You have a “project”. This the traditional repo for your code.

Somewhere there is a canonical version of that code that you do releases from. In my system you have a canonical remote repo and you have a canonical local repo. We’ll call these the remote and local mainlines.

The idea is that the remote mainline must always be at a reasonable level of stability. I’m defining “reasonable” here as a developer should be able to clone it and “run” the package successfully on the main branches.

The reasonable level of stability is important because it prescribes a condition such that you shouldn’t be pushing code for others that hasn’t reached a certain level of stability. That doesn’t mean you will never break the build, but it means you understand it is a serious problem when you do. In order to keep this possible problem to a minimum, we utilize a local mainline to stage your pushes.

Traditionally when you have a bug or feature you need to work on you will branch. That will create a copy of your local mainline in a directory called “branches”. You then point your environment at that branch and start working on fixing the bug. The next day you “sync” the branch you are working on. A “sync” is a process that pulls in the stable changes found in the public repo and immediately adds them to your “unstable” feature branch. You are then forced to handle any issues at that time. Likewise, the “sync” process rebases your branch to the new stable mainline.

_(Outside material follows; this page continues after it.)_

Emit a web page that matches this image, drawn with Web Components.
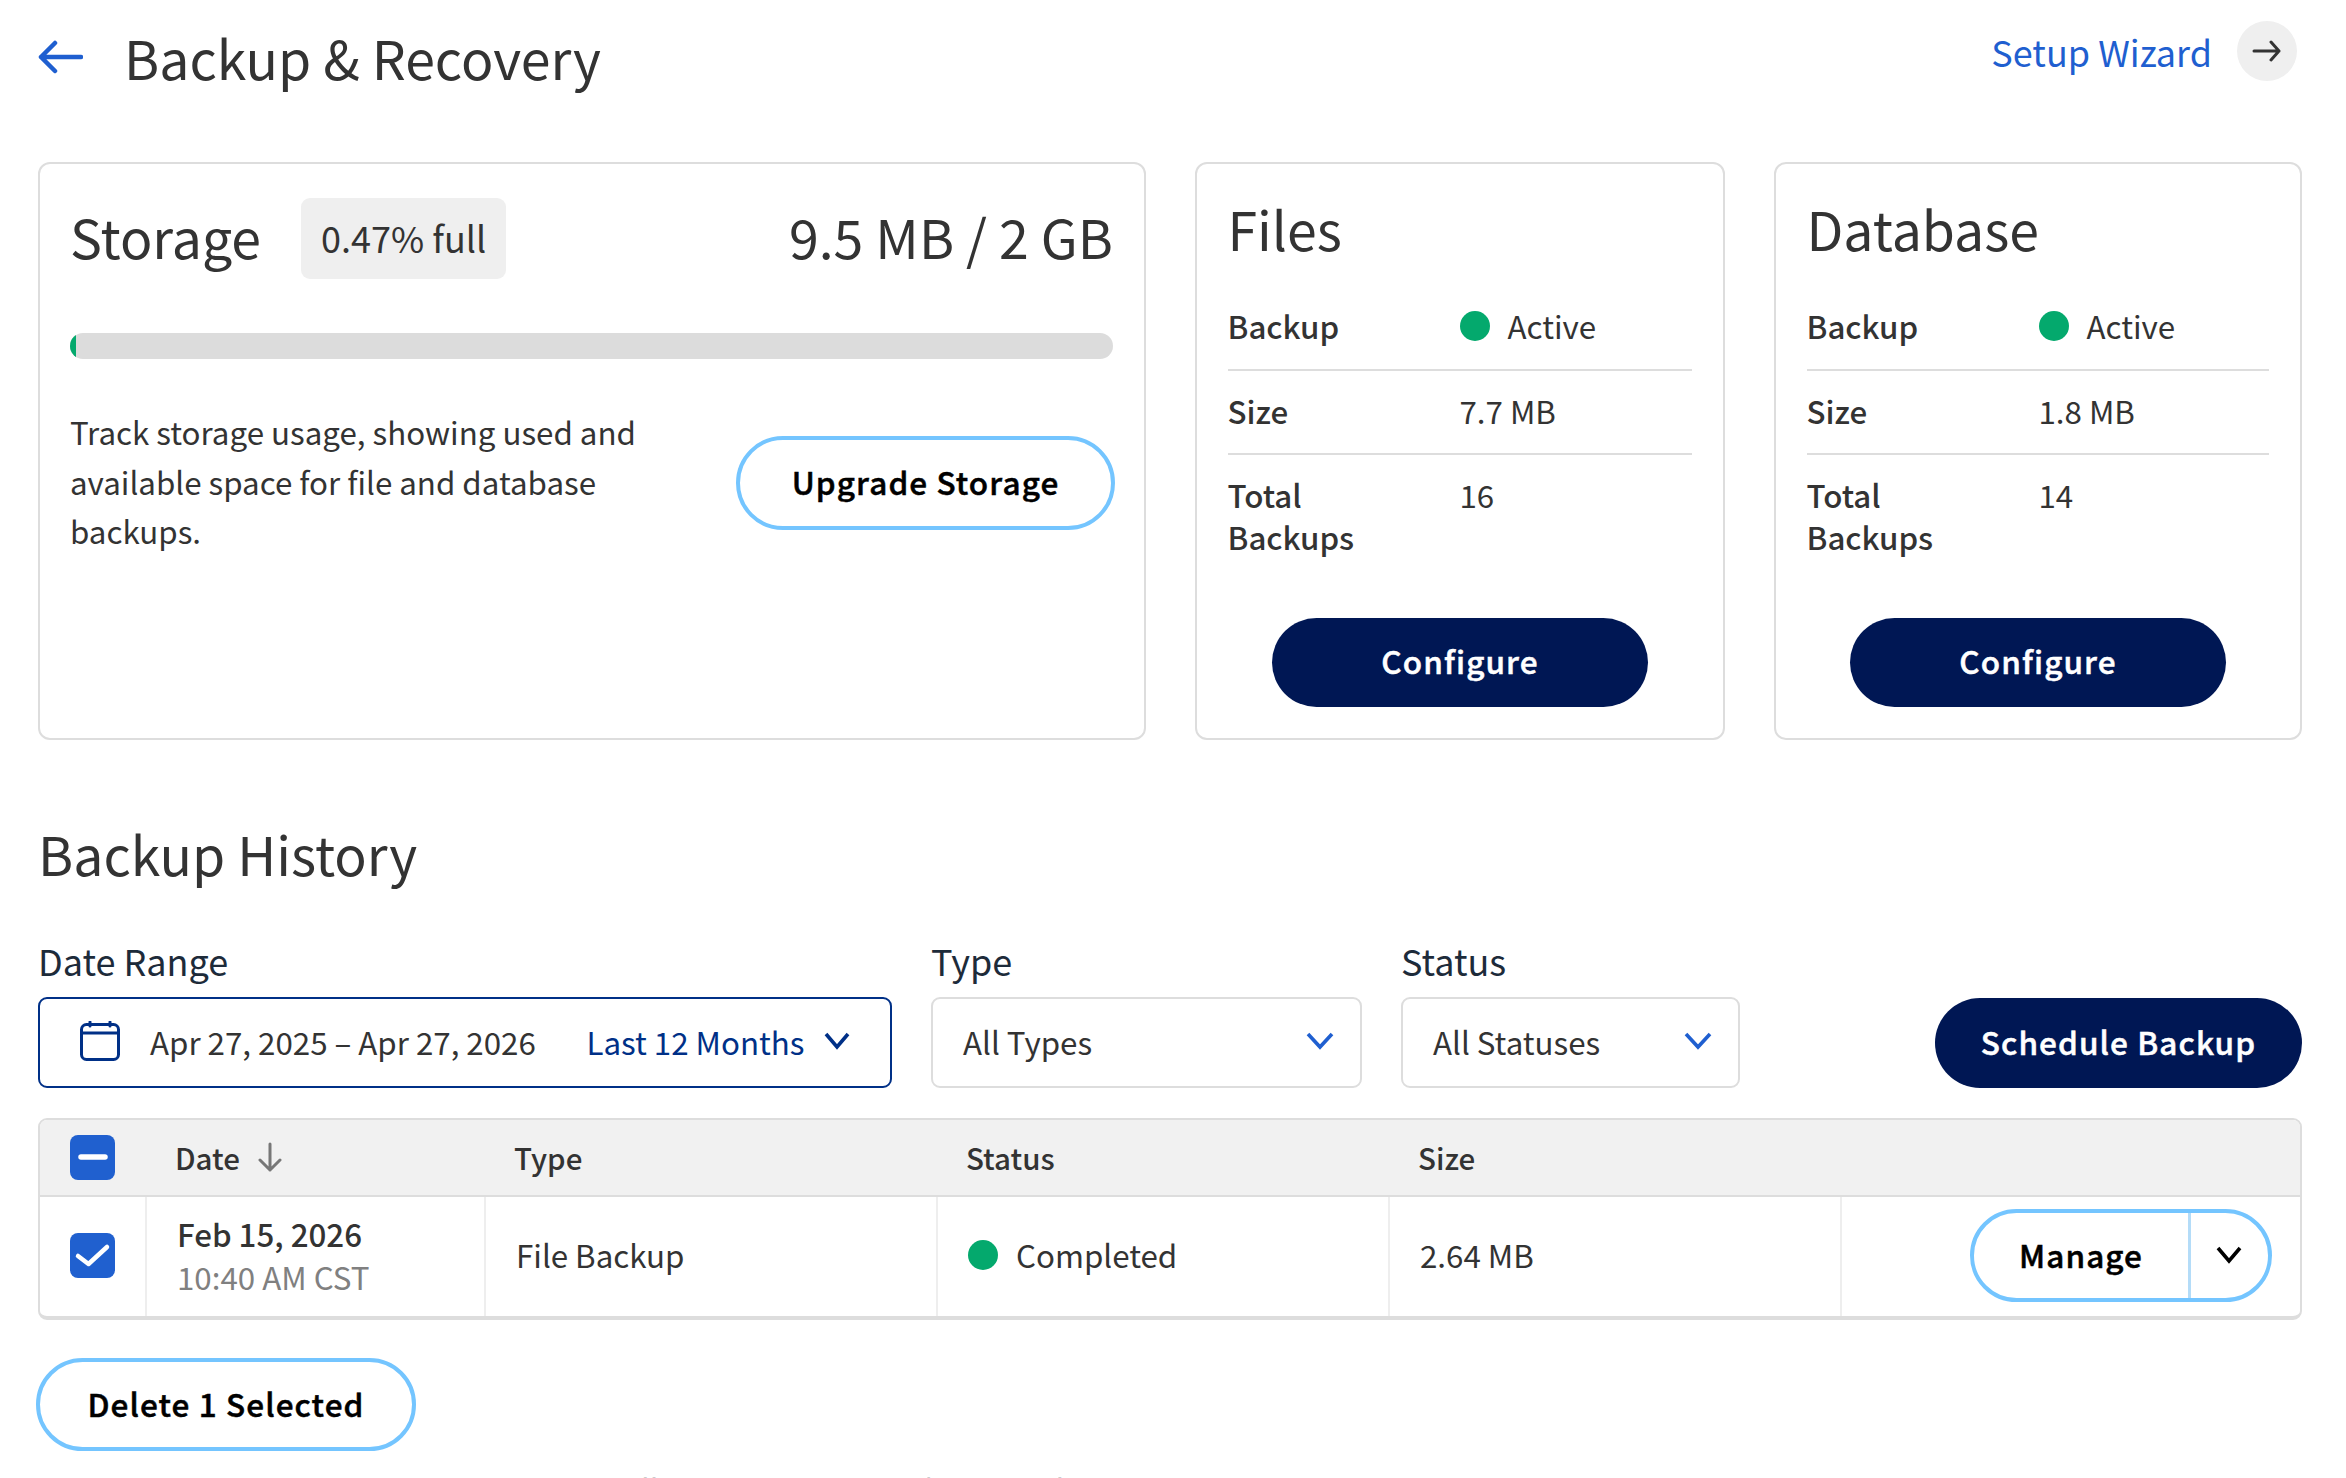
<!DOCTYPE html>
<html>
<head>
<meta charset="utf-8">
<title>Backup & Recovery</title>
<style>
html,body{margin:0;background:#fff;}
body{font-family:"Noto Sans CJK SC","Liberation Sans",sans-serif;color:#333;height:1478px;overflow:hidden;}
</style>
</head>
<body>
<backup-page></backup-page>
<script>
const baseStyle = `
  *{box-sizing:border-box;}
`

class PillButton extends HTMLElement{
    constructor(){
        super();
        const kind = this.getAttribute("kind") || "outline";
        this.attachShadow({mode:"open"}).innerHTML = `
        <style>
        ${baseStyle}
        :host{display:inline-flex;}
        .btn{display:flex;align-items:center;justify-content:center;border-radius:48px;font-size:31.5px;font-weight:500;-webkit-text-stroke:0.5px currentColor;line-height:40px;letter-spacing:1.1px;white-space:nowrap;width:100%;height:100%;padding-bottom:4px;}
        .outline{background:#fff;border:4px solid #74c5ff;color:#000;}
        .solid{background:#001754;color:#fff;}
        </style>
        <div class="btn ${kind}"><slot></slot></div>`;
    }
}
customElements.define("pill-button",PillButton);

class StatusDot extends HTMLElement{
    constructor(){
        super();
        this.attachShadow({mode:"open"}).innerHTML = `
        <style>
        :host{display:inline-flex;align-items:center;gap:18px;}
        i{display:block;width:30px;height:30px;border-radius:50%;background:#04a96d;flex:none;}
        </style>
        <i></i><span><slot></slot></span>`;
    }
}
customElements.define("status-dot",StatusDot);

class StatRow extends HTMLElement{
    constructor(){
        super();
        this.attachShadow({mode:"open"}).innerHTML = `
        <style>
        ${baseStyle}
        :host{display:grid;grid-template-columns:232px 1fr;font-size:31.3px;line-height:42px;padding:19px 0 21px;border-bottom:2px solid #ddd;color:#333;}
        :host([first]){padding-bottom:19.5px;}
        :host([last]){border-bottom:0;padding-bottom:0;}
        .k{font-weight:500;width:150px;}
        </style>
        <div class="k">${this.getAttribute("label")}</div><div><slot></slot></div>`;
    }
}
customElements.define("stat-row",StatRow);

class StatCard extends HTMLElement{
    constructor(){
        super();
        const h = this.getAttribute("heading");
        this.attachShadow({mode:"open"}).innerHTML = `
        <style>
        ${baseStyle}
        :host{display:block;border:2px solid #ddd;border-radius:12px;padding:28px 31px 29px 30.5px;height:578px;position:relative;background:#fff;}
        h2{margin:0 0 22px;font-size:53.6px;font-weight:400;line-height:72px;color:#333;}
        .foot{display:flex;justify-content:center;position:absolute;left:0;right:0;bottom:31.5px;}
        pill-button{width:376px;height:89px;}
        </style>
        <h2>${h}</h2>
        <slot></slot>
        <div class="foot"><pill-button kind="solid">Configure</pill-button></div>`;
    }
}
customElements.define("stat-card",StatCard);

class StorageCard extends HTMLElement{
    constructor(){
        super();
        this.attachShadow({mode:"open"}).innerHTML = `
        <style>
        ${baseStyle}
        :host{display:block;border:2px solid #ddd;border-radius:12px;padding:34px 31px 0 30px;height:578px;background:#fff;}
        .top{display:flex;align-items:center;height:81px;}
        h2{margin:0;font-size:53.6px;font-weight:400;line-height:72px;padding-bottom:6px;}
        .tag{margin-left:40px;height:81px;padding:0 20px 4px;background:#efefef;border-radius:9px;display:flex;align-items:center;font-size:36px;line-height:46px;color:#333;}
        .amt{margin-left:auto;font-size:53.6px;line-height:72px;padding-bottom:6px;}
        .bar{margin-top:54px;height:26px;border-radius:13px;background:#dcdcdc;overflow:hidden;}
        .bar i{display:block;height:100%;width:0.6%;background:#04a96d;}
        .low{display:flex;justify-content:space-between;margin-top:48px;}
        p{margin:0;width:600px;font-size:31.3px;line-height:49.5px;color:#333;}
        pill-button{width:379px;height:94px;margin-top:29px;margin-right:-2px;}
        </style>
        <div class="top"><h2>Storage</h2><div class="tag">0.47% full</div><div class="amt">9.5 MB / 2 GB</div></div>
        <div class="bar"><i></i></div>
        <div class="low">
          <p>Track storage usage, showing used and available space for file and database backups.</p>
          <pill-button>Upgrade Storage</pill-button>
        </div>`;
    }
}
customElements.define("storage-card",StorageCard);

class FieldSelect extends HTMLElement{
    constructor(){
        super();
        const w = this.getAttribute("width");
        this.attachShadow({mode:"open"}).innerHTML = `
        <style>
        ${baseStyle}
        :host{display:block;width:${w}px;}
        label{display:block;font-size:36px;line-height:46px;color:#1d2b3a;margin-bottom:14px;}
        .box{display:flex;align-items:center;justify-content:space-between;height:91px;border:2px solid #ddd;border-radius:9px;padding:0 26px 2px 30px;font-size:31.3px;color:#333;}
        svg{display:block;flex:none;margin-bottom:1px;}
        </style>
        <label>${this.getAttribute("label")}</label>
        <div class="box"><span>${this.getAttribute("value")}</span>
        <svg width="28" height="18" viewBox="0 0 28 18" fill="none" stroke="#1f5fd0" stroke-width="3.6"><path d="M2 2l12 13L26 2"/></svg></div>`;
    }
}
customElements.define("field-select",FieldSelect);

class DateRange extends HTMLElement{
    constructor(){
        super();
        this.attachShadow({mode:"open"}).innerHTML = `
        <style>
        ${baseStyle}
        :host{display:block;width:854px;}
        label{display:block;font-size:36px;line-height:46px;color:#1d2b3a;margin-bottom:14px;}
        .box{display:flex;align-items:center;height:91px;border:2px solid #003087;border-radius:9px;padding:0 40.5px 2px 40px;font-size:31.3px;color:#333;white-space:nowrap;}
        .val{margin-left:30px;}
        .rng{margin-left:auto;color:#003087;}
        .chev{margin-left:19px;margin-bottom:1px;}
        svg{display:block;flex:none;}
        </style>
        <label>Date Range</label>
        <div class="box">
        <svg width="40" height="40" viewBox="0 0 40 40" fill="none" stroke="#003087" stroke-width="3" stroke-linecap="round"><rect x="1.5" y="3.5" width="37" height="35" rx="5"/><path d="M1.5 12h37M10 1v4M30 1v4"/></svg>
        <span class="val">Apr 27, 2025 – Apr 27, 2026</span>
        <span class="rng">Last 12 Months</span>
        <svg class="chev" width="26" height="18" viewBox="0 0 26 18" fill="none" stroke="#003087" stroke-width="3.6"><path d="M2 2l11 13L24 2"/></svg>
        </div>`;
    }
}
customElements.define("date-range",DateRange);

class CheckBox extends HTMLElement{
    constructor(){
        super();
        const mark = this.getAttribute("mark") == "minus"
          ? `<path d="M11 22h24" stroke-width="5.5"/>`
          : `<path d="M8 23l10.5 8L37 14" stroke-width="4.5"/>`;
        this.attachShadow({mode:"open"}).innerHTML = `
        <style>
        :host{display:block;width:45px;height:45px;}
        svg{display:block;}
        </style>
        <svg width="45" height="45" viewBox="0 0 45 45"><rect width="45" height="45" rx="8" fill="#2060cf"/><g fill="none" stroke="#fff" stroke-linecap="round" stroke-linejoin="round">${mark}</g></svg>`;
    }
}
customElements.define("check-box",CheckBox);

class HistoryTable extends HTMLElement{
    constructor(){
        super();
        this.attachShadow({mode:"open"}).innerHTML = `
        <style>
        ${baseStyle}
        :host{display:block;border:2px solid #ddd;border-bottom-width:4px;border-radius:9px;overflow:hidden;}
        .r{display:grid;grid-template-columns:105px 339px 452px 452px 452px 1fr;}
        .head{height:77px;background:#f1f1f1;border-bottom:2px solid #ddd;font-size:29.5px;font-weight:500;line-height:40px;color:#333;}
        .head>div{display:flex;align-items:center;padding-left:30px;}
        .head>div:first-child{padding-left:30px;}
        .body{height:119px;font-size:31.3px;line-height:42px;color:#333;}
        .body>div{display:flex;align-items:center;padding-left:30px;padding-bottom:2px;border-left:2px solid #eee;}
        .body>div:first-child{border-left:0;padding-left:30px;}
        .dt{flex-direction:column;align-items:flex-start !important;justify-content:center;padding-bottom:3px !important;}
        b{font-weight:500;font-size:31.3px;line-height:44px;}
        small{font-size:31.3px;line-height:42px;color:#808080;}
        .act{justify-content:flex-end;padding-right:28px;}
        .split{display:flex;width:302px;height:93px;border:4px solid #74c5ff;border-radius:48px;color:#000;font-size:31.5px;font-weight:500;-webkit-text-stroke:0.5px currentColor;letter-spacing:1.1px;}
        .m{flex:1;display:flex;align-items:center;justify-content:center;border-right:3px solid #b4dcf8;padding-bottom:3px;}
        .c{width:77px;display:flex;align-items:center;justify-content:center;padding-right:2px;}
        svg{display:block;}
        .sort{margin-left:18px;}
        </style>
        <div class="r head">
          <div><check-box mark="minus"></check-box></div>
          <div>Date<svg class="sort" width="24" height="30" viewBox="0 0 24 30" fill="none" stroke="#777" stroke-width="3" stroke-linecap="round" stroke-linejoin="round"><path d="M12 2v26M2 18l10 10 10-10"/></svg></div>
          <div>Type</div><div>Status</div><div>Size</div><div></div>
        </div>
        <div class="r body">
          <div><check-box mark="check"></check-box></div>
          <div class="dt"><b>Feb 15, 2026</b><small>10:40 AM CST</small></div>
          <div>File Backup</div>
          <div><status-dot>Completed</status-dot></div>
          <div>2.64 MB</div>
          <div class="act"><div class="split"><div class="m">Manage</div><div class="c"><svg width="28" height="18" viewBox="0 0 28 18" fill="none" stroke="#000" stroke-width="3.6"><path d="M3 2l11 13L25 2"/></svg></div></div></div>
        </div>`;
    }
}
customElements.define("history-table",HistoryTable);

class BackupPage extends HTMLElement{
    constructor(){
        super();
        this.attachShadow({mode:"open"}).innerHTML = `
        <style>
        ${baseStyle}
        :host{display:block;padding:0 44px 0 38px;}
        header{display:flex;align-items:center;height:162px;padding-bottom:48px;}
        h1{margin:0 0 0 41px;font-size:53.6px;font-weight:400;line-height:72px;color:#333;}
        .wiz{margin-left:auto;align-self:flex-start;padding-top:21px;display:flex;align-items:flex-start;gap:25px;color:#1f5fd0;font-size:36px;line-height:48px;}
        .wiz span{padding-top:6px;}
        .go{width:60px;height:60px;border-radius:50%;background:#efefef;display:flex;align-items:center;justify-content:center;margin-right:5px;}
        svg{display:block;flex:none;}
        .cards{display:grid;grid-template-columns:1108px 530px 528px;gap:49px;}
        h3{margin:76.5px 0 0;font-size:53.6px;font-weight:400;line-height:72px;color:#333;}
        .filters{display:flex;align-items:flex-end;margin-top:48px;}
        .filters>*{margin-right:39px;}
        .filters pill-button{margin:0 0 0 auto;width:367px;height:90px;}
        history-table{margin-top:30px;}
        .del{margin-top:38.5px;}
        .del pill-button{width:380px;height:93px;margin-left:-2px;}
        .cut{text-align:center;font-size:31.3px;line-height:42px;margin-top:17.5px;padding-right:24px;color:#333;white-space:nowrap;}
        </style>
        <header>
          <svg width="45" height="34" viewBox="0 0 45 34" fill="none" stroke="#1f5fd0" stroke-width="4.5" stroke-linecap="round" stroke-linejoin="round"><path d="M43 17H3M17 3L3 17l14 14"/></svg>
          <h1>Backup &amp; Recovery</h1>
          <div class="wiz"><span>Setup Wizard</span><div class="go"><svg width="30" height="22" viewBox="0 0 30 22" fill="none" stroke="#333" stroke-width="3" stroke-linecap="round" stroke-linejoin="round"><path d="M2 11h25M19 2l8 9-8 9"/></svg></div></div>
        </header>
        <div class="cards">
          <storage-card></storage-card>
          <stat-card heading="Files">
            <stat-row first label="Backup"><status-dot>Active</status-dot></stat-row>
            <stat-row label="Size">7.7 MB</stat-row>
            <stat-row label="Total Backups" last>16</stat-row>
          </stat-card>
          <stat-card heading="Database">
            <stat-row first label="Backup"><status-dot>Active</status-dot></stat-row>
            <stat-row label="Size">1.8 MB</stat-row>
            <stat-row label="Total Backups" last>14</stat-row>
          </stat-card>
        </div>
        <h3>Backup History</h3>
        <div class="filters">
          <date-range></date-range>
          <field-select label="Type" value="All Types" width="431"></field-select>
          <field-select label="Status" value="All Statuses" width="339"></field-select>
          <pill-button kind="solid">Schedule Backup</pill-button>
        </div>
        <history-table></history-table>
        <div class="del"><pill-button>Delete 1 Selected</pill-button></div>
        <div class="cut">All backups are kept for the selected retention period and can be restored.</div>`;
    }
}
customElements.define("backup-page",BackupPage);
</script>
</body>
</html>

In this way your changes are always going to be easy to apply to mainline.

When you finish your feature or bug fix, the next step is to get the changes into mainline. The first step is to apply those changes to the local mainline. This intermediate step is important because it gives you a change to have staged other code that might not be public yet. For example, if you have a bug that requires changes to other parts of the code, you could work on each and them as they are ready to the local mainline. When you are all done and everything seems to be working correctly, you can then push your changes to the remote mainline.

Doing this with mercurial, the process looks something like this.

% cd $project
% hg clone . branches/foo
% cd branches/foo
% python setup.py develop # point the virtualenv at the branch package

# work on the code
# ok we're don

% cd ../../ # back to the project dir
% hg pull branches/foo
% run-tests
% hg push ssh://mainline/repo/$project

The essential bit is that you “pull” into the mainline branch. Assuming that the branch and the mainline are in “sync”, that makes sure the branch changesets end up on the top of the mainline stack of changesets.

The result is that you appear to have a sequence of changesets that can be viewed atomically. You also have not “merged” anything. It is as if you perfectly applied all your changes with the result being a very simple stack of changes ending up on the source tree.

This simple list is advantageous because it removes the complexity of dealing with parents and ancestors. If something has causes a regression, the solution can be to simply pop off changesets until the regression is gone. There is also little confusion if a merge potentially pulled changes that were undesirable.

Going back to my original paragraph where my manager mentioned that by not having the branch in the remote code repo you lose track of what the developers are doing. I do see the benefit. If you want to collaborate on something, you just switch to the branch that work is happening on.

If you don’t want the changes, then don’t pull or push them to your working branch.

The problem is when you have to follow that tree of changes. This happens when you have a break in production and you have to ask yourself what the correct baseline is to move back to. This is when trying to understand the parallel lines in your graphical log becomes hopeless.

Once you do get a picture of what happened, how do you back it out?

Where is the best place to apply the changes? How they propagate between all those parallel branches? I’m not saying that my workflow is totally correct, but I believe when it counts the most, simplicity will make life easier.

An answer to the collaboration question is also very possible. Most developers have a desire to pull at the beginning of the day and push at the end. It is trivial then that you’d always push to a personal repo or branch. Here is an example of a potential filesystem for a suite of projects.

/sourc
├── main
│   ├── project1
│   ├── project2
│   └── project3
└── users
    ├── eric
    │   ├── project2
    │   └── project2-feature-branch
    └── mike
        └── project1
[googlevideo=http://video.google.com/videoplay?docid=-577744660535947210#]

If you want to see what people are working on, then using the idea of the “local mainline” mentioned above, you could keep that copied on the server. The point being is that the etiquette defined by the protocol is the most important function of the version control workflow because it is that protocol that guarantees the release process is exactly the same and that developers can be confident in their actions using the version control system.

This workflow does make the assumption that it is trivial to point the environment at different branches. If that is difficult then I’d argue that there is something wrong. If you want to make sure deployments are simple and the same across N servers, you need to be sure you can create that environment from scratch at the push of a button. Therefore this workflow makes that assumption on the source code.

Lastly, I’m sure different tools would make the workflow different. My understanding is that git gets branching right such that some of the problems that this workflow solves might not be issues. In my mind it doesn’t matter what tool you are using. All that matters is that when you get a source tree you can easily see the obvious path the code took getting from point a to point b. The analogy is like publishing. You keep drafts private, sometimes you share them with select people and collaborate for different sections, but at some point you publish it and at that point you can’t simply change things. If you ask me, the same technique and process applies to source control.